After Netflix and Youtube decided to lower streaming bitrates in Europe, where COVID-19 has become ubiquitous, Amazon too has announced similar steps for its streaming platform Prime Video. These steps are coming in on request made by Governments in Europe, with an aim to free up Internet bandwidth in the region and to avoid excessive strain on the already stressed network.
The platform, like others mentioned earlier, will now limit the streaming quality to standard definition, in an effort to reduce the bandwidth it takes up, thus allowing people to use other services.
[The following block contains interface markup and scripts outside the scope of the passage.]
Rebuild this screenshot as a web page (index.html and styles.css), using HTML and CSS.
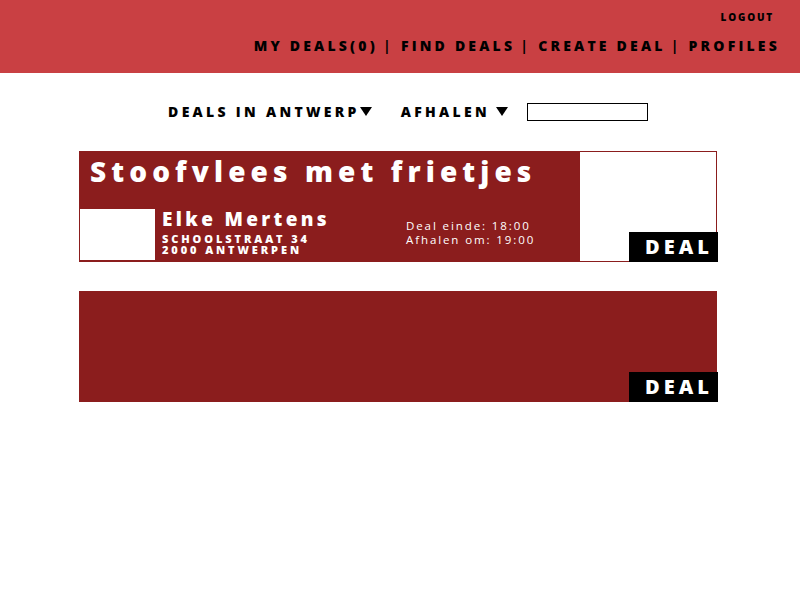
FILE: index.html
```html
<!DOCTYPE html>
<html>
<head>
<meta charset="utf-8">
<link rel="stylesheet" href="styles.css">
</head>
<body>
<header class="topbar">
  <div class="logout">LOGOUT</div>
  <nav class="mainnav">
    <span>MY DEALS(0)</span><span class="sep">|</span><span>FIND DEALS</span><span class="sep">|</span><span>CREATE DEAL</span><span class="sep">|</span><span>PROFILES</span>
  </nav>
</header>
<main class="content">
  <div class="filters">
    <div class="filter">DEALS IN ANTWERP<span class="tri"></span></div>
    <div class="filter f2">AFHALEN<span class="tri tri-gap"></span></div>
    <input class="search" type="text">
  </div>
  <div class="card">
    <div class="card-main">
      <h1 class="title">Stoofvlees met frietjes</h1>
      <div class="card-bottom">
        <div class="avatar"></div>
        <div class="person">
          <div class="name">Elke Mertens</div>
          <div class="addr">SCHOOLSTRAAT 34</div>
          <div class="addr">2000 ANTWERPEN</div>
        </div>
        <div class="times">Deal einde: 18:00<br>Afhalen om: 19:00</div>
      </div>
    </div>
    <div class="card-img"></div>
    <div class="badge">DEAL</div>
  </div>
  <div class="card card-empty">
    <div class="badge">DEAL</div>
  </div>
</main>
</body>
</html>
```
FILE: styles.css
```css
* { box-sizing: border-box; }
body { margin: 0; font-family: "Open Sans", "Lato", sans-serif; background: #fff; color: #000; }
.topbar { background: #c94043; height: 73px; padding: 11px 20px 0 0; display: flex; flex-direction: column; align-items: flex-end; }
.logout { font-size: 10px; font-weight: 800; letter-spacing: 1.8px; margin-right: 6px; line-height: 12px; }
.mainnav { margin-top: 14px; font-size: 14px; font-weight: 800; letter-spacing: 3.2px; line-height: 18px; display: flex; }
.mainnav .sep { margin: 0 7px 0 5px; font-weight: 700; }
.content { width: 638px; margin: 0 0 0 79px; padding-top: 29px; }
.filters { display: flex; justify-content: center; align-items: center; height: 19px; padding-left: 20px; }
.filter { font-size: 14px; font-weight: 800; letter-spacing: 3.3px; display: flex; align-items: center; line-height: 18px; }
.f2 { margin-left: 29px; }
.tri { display: inline-block; width: 0; height: 0; border-left: 6.5px solid transparent; border-right: 6.5px solid transparent; border-top: 9px solid #000; }
.tri-gap { margin-left: 6px; }
.search { width: 121px; height: 18px; border: 1px solid #000; margin-left: 19px; padding: 0; }
.card { position: relative; margin-top: 30px; height: 111px; border: 1px solid #8b1d1d; display: flex; background: #fff; }
.card-main { width: 500px; background: #8b1d1d; display: flex; flex-direction: column; }
.title { margin: 0; color: #fff; font-size: 28px; font-weight: 800; letter-spacing: 5.1px; padding: 0 0 0 10px; height: 57px; line-height: 38px; }
.card-bottom { display: flex; flex: 1; }
.avatar { width: 75px; height: 51px; background: #fff; }
.person { color: #fff; padding: 0 0 0 7px; width: 251px; }
.name { font-size: 19px; font-weight: 800; letter-spacing: 3.35px; line-height: 22px; margin-top: -1px; }
.addr { font-size: 11px; font-weight: 800; letter-spacing: 2.9px; line-height: 11px; }
.name + .addr { margin-top: 3px; }
.times { color: #fff; font-size: 11.5px; letter-spacing: 1.9px; line-height: 14px; padding-top: 10px; }
.card-img { flex: 1; background: #fff; }
.card-empty { background: #8b1d1d; margin-top: 29px; border: none; height: 111px; }
.badge { position: absolute; right: -2px; bottom: -1px; width: 89px; height: 30px; background: #000; color: #fff; font-size: 20px; font-weight: 800; letter-spacing: 4px; line-height: 30px; padding-left: 16px; }
.card-empty .badge { bottom: 0; right: -1px; }
```
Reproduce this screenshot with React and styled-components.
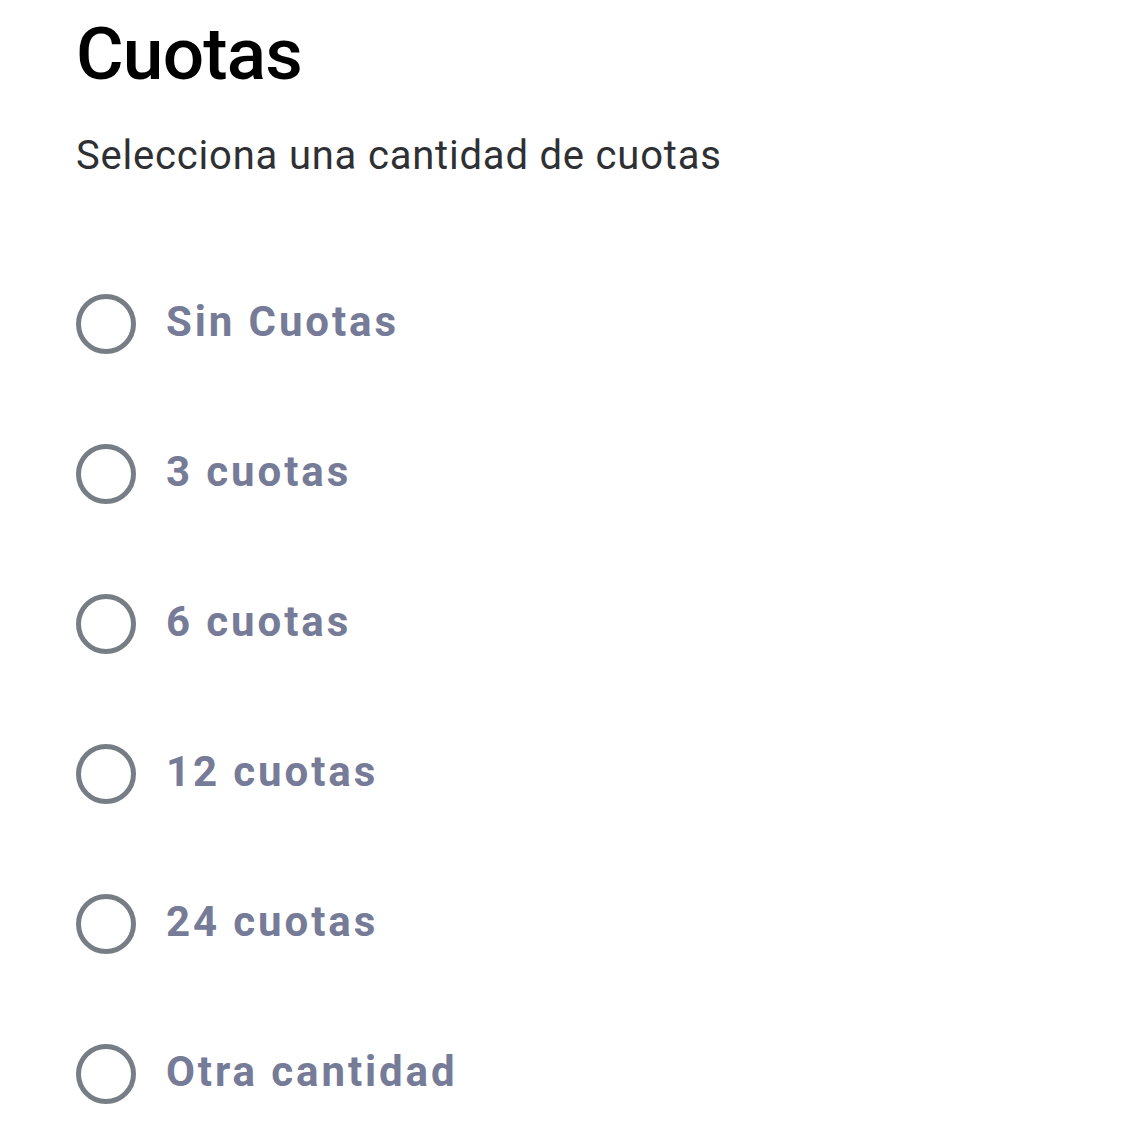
import React, { useState } from "react";
import styled, { createGlobalStyle } from "styled-components";

const GlobalStyle = createGlobalStyle`
  body {
    margin: 0;
    background: #ffffff;
    font-family: Roboto, "Noto Sans", sans-serif;
  }
`;

const options = ["Sin Cuotas", "3 cuotas", "6 cuotas", "12 cuotas", "24 cuotas", "Otra cantidad"];

const App = () => {
  const [selected, setSelected] = useState(null);

  return (
    <Page>
      <GlobalStyle />
      <Title>Cuotas</Title>
      <Subtitle>Selecciona una cantidad de cuotas</Subtitle>
      <OptionList>
        {options.map((label, index) => (
          <OptionRow key={label} onClick={() => setSelected(index)}>
            <Radio checked={selected === index} />
            <OptionLabel>{label}</OptionLabel>
          </OptionRow>
        ))}
      </OptionList>
    </Page>
  );
};

export default App;

const Page = styled.div`
  padding: 18px 76px 0;
`;

const Title = styled.h1`
  margin: 0;
  font-size: 73px;
  line-height: 73px;
  font-weight: 500;
  letter-spacing: -0.8px;
  color: #000000;
`;

const Subtitle = styled.p`
  margin: 45px 0 0;
  font-size: 40px;
  line-height: 40px;
  font-weight: 400;
  letter-spacing: 0.8px;
  color: #2f3033;
`;

const OptionList = styled.div`
  display: flex;
  flex-direction: column;
  gap: 90px;
  margin-top: 118px;
`;

const OptionRow = styled.div`
  display: flex;
  align-items: center;
  gap: 30px;
  height: 60px;
  cursor: pointer;
`;

const Radio = styled.span`
  box-sizing: border-box;
  width: 60px;
  height: 60px;
  border-radius: 50%;
  border: 5px solid #767d84;
  flex-shrink: 0;
  position: relative;

  &::after {
    content: "";
    display: ${(props) => (props.checked ? "block" : "none")};
    position: absolute;
    inset: 9px;
    border-radius: 50%;
    background: #767d84;
  }
`;

const OptionLabel = styled.span`
  font-size: 42px;
  line-height: 42px;
  font-weight: 700;
  letter-spacing: 2.9px;
  color: #767b98;
  margin-top: -4px;
`;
This decision comes at a time when more and more people have been resorting to working from home, students learning via online video classes and people generally using more Internet services as the area is shutting down in light of the coronavirus.
“Prime Video is working with local authorities and Internet Service Providers where needed to help mitigate any network congestion, including in Europe where we’ve already begun the effort to reduce streaming bitrates whilst maintaining a quality streaming experience for our customers,” a Prime Video spokesperson said.
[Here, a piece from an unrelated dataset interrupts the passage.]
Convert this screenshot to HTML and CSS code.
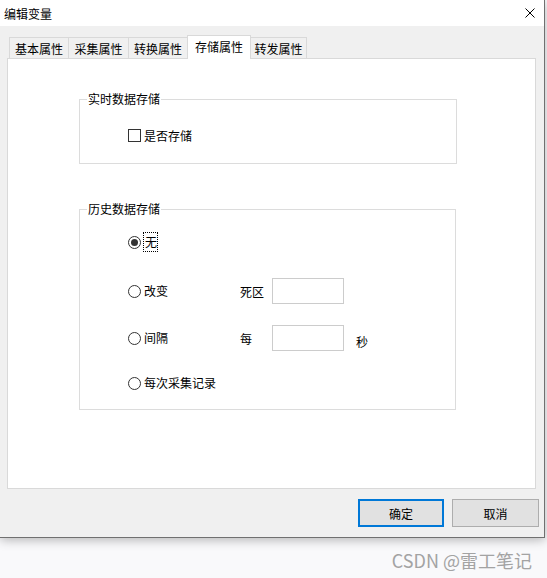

However, unlike Netflix and Youtube, Amazon Prime Video’s efforts look global. The company hasn’t issued a clarification on whether it is doing so only in Europe or elsewhere around the world as well. When reached out, Amazon’s spokesperson told The Guardian that this includes Europe, “where we’ve already begun the effort to reduce streaming bitrates whilst maintaining a quality streaming experience for our customers.” Amazon Prime Video is available in 200 countries globally with over 150 million subscribers.
Previously, Netflix and Youtube had taken similar decisions after European Industry Commissioner Thierry Breton urged Netflix and Alphabet to take measures to ensure the safety of the Internet structure. Netflix complied, saying “We estimate that this will reduce Netflix traffic on European networks by around 25% while also ensuring a good quality service for our members.” The move will stay in effect for 30 days, a number which is subject to changes.
Youtube followed shortly after, and promulgated that it will set standard definition as the default quality in Europe for a month. Users will get the option to make the change to HD or higher if they wish to. It’s unclear if Prime Video and Netflix will give similar options to their users.
Youtube has already given users the option to change quality as per their will, while Netflix changed it up according to the internet connection and bandwidth.